<<<<
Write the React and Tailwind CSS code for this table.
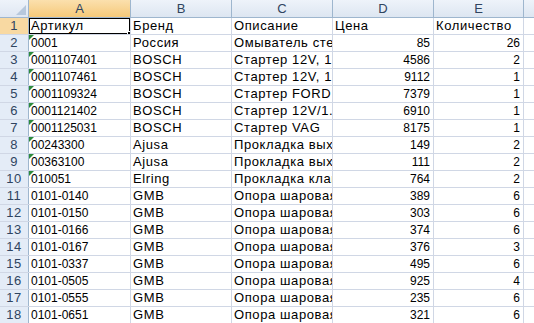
const cols = [
  { key: "A", w: "w-[102px]" },
  { key: "B", w: "w-[101px]" },
  { key: "C", w: "w-[101px]" },
  { key: "D", w: "w-[101px]" },
  { key: "E", w: "w-[90px]" },
];

const rows = [
  ["Артикул", "Бренд", "Описание", "Цена", "Количество"],
  ["0001", "Россия", "Омыватель стекла", "85", "26"],
  ["0001107401", "BOSCH", "Стартер 12V, 1.4kW", "4586", "2"],
  ["0001107461", "BOSCH", "Стартер 12V, 1.7kW", "9112", "1"],
  ["0001109324", "BOSCH", "Стартер FORD 12V", "7379", "1"],
  ["0001121402", "BOSCH", "Стартер 12V/1.1kW", "6910", "1"],
  ["0001125031", "BOSCH", "Стартер VAG", "8175", "1"],
  ["00243300", "Ajusa", "Прокладка выхлопной", "149", "2"],
  ["00363100", "Ajusa", "Прокладка выхлопной", "111", "2"],
  ["010051", "Elring", "Прокладка клапанной", "764", "2"],
  ["0101-0140", "GMB", "Опора шаровая", "389", "6"],
  ["0101-0150", "GMB", "Опора шаровая", "303", "6"],
  ["0101-0166", "GMB", "Опора шаровая", "374", "6"],
  ["0101-0167", "GMB", "Опора шаровая", "376", "3"],
  ["0101-0337", "GMB", "Опора шаровая", "495", "6"],
  ["0101-0505", "GMB", "Опора шаровая", "925", "4"],
  ["0101-0555", "GMB", "Опора шаровая", "235", "6"],
  ["0101-0651", "GMB", "Опора шаровая", "321", "6"],
];

// letters in this sheet render wider than the digits do
const hasLetters = (v) => /[A-Za-zА-Яа-яЁё]/.test(v);

function Cell({ value, col, row }) {
  const numeric = row > 0 && (col === 3 || col === 4);
  const flagged = col === 0 && row >= 1 && row <= 9;
  const selected = col === 0 && row === 0;
  return (
    <div
      className={`${cols[col].w} shrink-0 relative h-full border-r border-[#d0d7e5] flex items-center overflow-hidden whitespace-nowrap px-[2px] ${
        numeric ? "justify-end pr-[3px]" : ""
      }`}
    >
      {flagged && (
        <div className="absolute left-0 top-0 w-0 h-0 border-t-[5px] border-r-[5px] border-t-[#2c8a3c] border-r-transparent" />
      )}
      <span className={hasLetters(value) ? "text-[13px] tracking-[0.6px]" : ""}>{value}</span>
      {selected && (
        <div className="absolute -left-[1px] -top-[1px] right-[-1px] bottom-[-1px] border-2 border-black">
          <div className="absolute -right-[4px] -bottom-[4px] w-[6px] h-[6px] bg-black border border-white" />
        </div>
      )}
    </div>
  );
}

export default function App() {
  return (
    <div
      className="w-[534px] h-[323px] overflow-hidden bg-white text-[12px] text-black"
      style={{ fontFamily: '"Liberation Sans", Arial, sans-serif' }}
    >
      <div className="flex h-[18px] border-b border-[#9eb6ce] text-[#2f4460] text-[13px]">
        <div className="w-[29px] shrink-0 relative border-r border-[#9eb6ce] bg-gradient-to-b from-[#eef3fa] to-[#dfe7f2]">
          <div className="absolute right-[2px] bottom-[2px] w-0 h-0 border-b-[10px] border-l-[10px] border-b-[#b7c8dc] border-l-transparent" />
        </div>
        {cols.map((c, i) => (
          <div
            key={c.key}
            className={`${c.w} shrink-0 border-r border-[#9eb6ce] flex items-center justify-center ${
              i === 0
                ? "bg-gradient-to-b from-[#fbe0ad] to-[#f5c979]"
                : "bg-gradient-to-b from-[#eef3fa] to-[#dde6f1]"
            }`}
          >
            {c.key}
          </div>
        ))}
        <div className="flex-1 bg-gradient-to-b from-[#eef3fa] to-[#dde6f1]" />
      </div>
      {rows.map((r, ri) => (
        <div key={ri} className="flex h-[17px] border-b border-[#d0d7e5]">
          <div
            className={`w-[29px] shrink-0 border-r border-[#9eb6ce] flex items-center justify-center text-[13px] tracking-[0.4px] text-[#2f4460] ${
              ri === 0 ? "bg-[#f8d9a2]" : "bg-[#e4ecf7]"
            }`}
          >
            {ri + 1}
          </div>
          {r.map((v, ci) => (
            <Cell key={ci} value={v} col={ci} row={ri} />
          ))}
          <div className="flex-1" />
        </div>
      ))}
    </div>
  );
}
>>>>
Reproduce each line exactly, please, except for any pictures.

Write the React and Tailwind CSS code for this table.
const cols = [
  { key: "A", w: "w-[102px]" },
  { key: "B", w: "w-[101px]" },
  { key: "C", w: "w-[101px]" },
  { key: "D", w: "w-[101px]" },
  { key: "E", w: "w-[90px]" },
];

const rows = [
  ["Артикул", "Бренд", "Описание", "Цена", "Количество"],
  ["0001", "Россия", "Омыватель стекла", "85", "26"],
  ["0001107401", "BOSCH", "Стартер 12V, 1.4kW", "4586", "2"],
  ["0001107461", "BOSCH", "Стартер 12V, 1.7kW", "9112", "1"],
  ["0001109324", "BOSCH", "Стартер FORD 12V", "7379", "1"],
  ["0001121402", "BOSCH", "Стартер 12V/1.1kW", "6910", "1"],
  ["0001125031", "BOSCH", "Стартер VAG", "8175", "1"],
  ["00243300", "Ajusa", "Прокладка выхлопной", "149", "2"],
  ["00363100", "Ajusa", "Прокладка выхлопной", "111", "2"],
  ["010051", "Elring", "Прокладка клапанной", "764", "2"],
  ["0101-0140", "GMB", "Опора шаровая", "389", "6"],
  ["0101-0150", "GMB", "Опора шаровая", "303", "6"],
  ["0101-0166", "GMB", "Опора шаровая", "374", "6"],
  ["0101-0167", "GMB", "Опора шаровая", "376", "3"],
  ["0101-0337", "GMB", "Опора шаровая", "495", "6"],
  ["0101-0505", "GMB", "Опора шаровая", "925", "4"],
  ["0101-0555", "GMB", "Опора шаровая", "235", "6"],
  ["0101-0651", "GMB", "Опора шаровая", "321", "6"],
];

// letters in this sheet render wider than the digits do
const hasLetters = (v) => /[A-Za-zА-Яа-яЁё]/.test(v);

function Cell({ value, col, row }) {
  const numeric = row > 0 && (col === 3 || col === 4);
  const flagged = col === 0 && row >= 1 && row <= 9;
  const selected = col === 0 && row === 0;
  return (
    <div
      className={`${cols[col].w} shrink-0 relative h-full border-r border-[#d0d7e5] flex items-center overflow-hidden whitespace-nowrap px-[2px] ${
        numeric ? "justify-end pr-[3px]" : ""
      }`}
    >
      {flagged && (
        <div className="absolute left-0 top-0 w-0 h-0 border-t-[5px] border-r-[5px] border-t-[#2c8a3c] border-r-transparent" />
      )}
      <span className={hasLetters(value) ? "text-[13px] tracking-[0.6px]" : ""}>{value}</span>
      {selected && (
        <div className="absolute -left-[1px] -top-[1px] right-[-1px] bottom-[-1px] border-2 border-black">
          <div className="absolute -right-[4px] -bottom-[4px] w-[6px] h-[6px] bg-black border border-white" />
        </div>
      )}
    </div>
  );
}

export default function App() {
  return (
    <div
      className="w-[534px] h-[323px] overflow-hidden bg-white text-[12px] text-black"
      style={{ fontFamily: '"Liberation Sans", Arial, sans-serif' }}
    >
      <div className="flex h-[18px] border-b border-[#9eb6ce] text-[#2f4460] text-[13px]">
        <div className="w-[29px] shrink-0 relative border-r border-[#9eb6ce] bg-gradient-to-b from-[#eef3fa] to-[#dfe7f2]">
          <div className="absolute right-[2px] bottom-[2px] w-0 h-0 border-b-[10px] border-l-[10px] border-b-[#b7c8dc] border-l-transparent" />
        </div>
        {cols.map((c, i) => (
          <div
            key={c.key}
            className={`${c.w} shrink-0 border-r border-[#9eb6ce] flex items-center justify-center ${
              i === 0
                ? "bg-gradient-to-b from-[#fbe0ad] to-[#f5c979]"
                : "bg-gradient-to-b from-[#eef3fa] to-[#dde6f1]"
            }`}
          >
            {c.key}
          </div>
        ))}
        <div className="flex-1 bg-gradient-to-b from-[#eef3fa] to-[#dde6f1]" />
      </div>
      {rows.map((r, ri) => (
        <div key={ri} className="flex h-[17px] border-b border-[#d0d7e5]">
          <div
            className={`w-[29px] shrink-0 border-r border-[#9eb6ce] flex items-center justify-center text-[13px] tracking-[0.4px] text-[#2f4460] ${
              ri === 0 ? "bg-[#f8d9a2]" : "bg-[#e4ecf7]"
            }`}
          >
            {ri + 1}
          </div>
          {r.map((v, ci) => (
            <Cell key={ci} value={v} col={ci} row={ri} />
          ))}
          <div className="flex-1" />
        </div>
      ))}
    </div>
  );
}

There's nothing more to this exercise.